There are two floating point types that could be represented as e.g. 100.0. Only one could be the default. Because of its limited precision, float is an extremely specialized type. The normal case is double, so it is the appropriate default.

On modern processors, float and double have similar compute performance. The only case for using float is large arrays in performance critical situations that require limited precision. Using float doubles the number of floating point values that fit in one cache line. Even then, working out whether float gives enough precision for a given calculation is rarely trivial.

Because otherwise it defaults to double, which is a more commonly used floating point type than float.

From the Java Language Specification, section 3.10.2:

A floating-point literal is of type float if it is suffixed with an ASCII letter F or f; otherwise its type is double and it can optionally be suffixed with an ASCII letter D or d (§4.2.3).

(Personally I'd rather there were no default, to make it clear in all cases, but that's a different matter.)

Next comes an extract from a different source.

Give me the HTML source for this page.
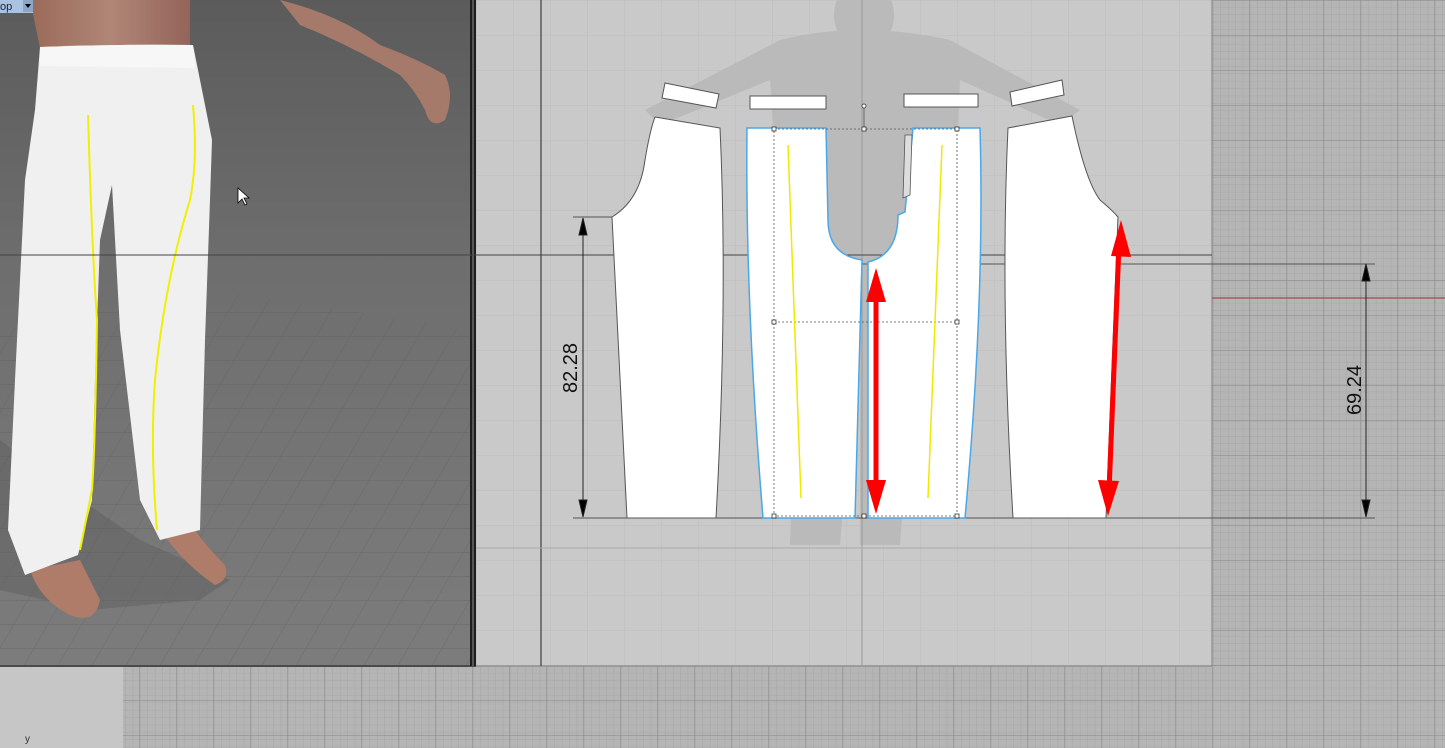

Because unsuffixed floating-point literals are doubles, and rounding means that even small literals can take on different values when rounded to float and double. This can be observed in the following example:

float f = (float) 0.67;
if(f == 0.67) 
  System.out.print("yes");
else 
  System.out.print("no");  

This will output no, because 0.67 has a different value when rounded to float than it does when rounded to double. On the other hand:

float f = (float) 0.67;
if(f == 0.67f) 
  System.out.print("yes");
else 
  System.out.print("no");

… outputs yes.

EDIT
Second example:

if(0.67 == 0.67f) 
  System.out.print("Equal");
else 
  System.out.print("Not Equal");  

… outputs Not Equal.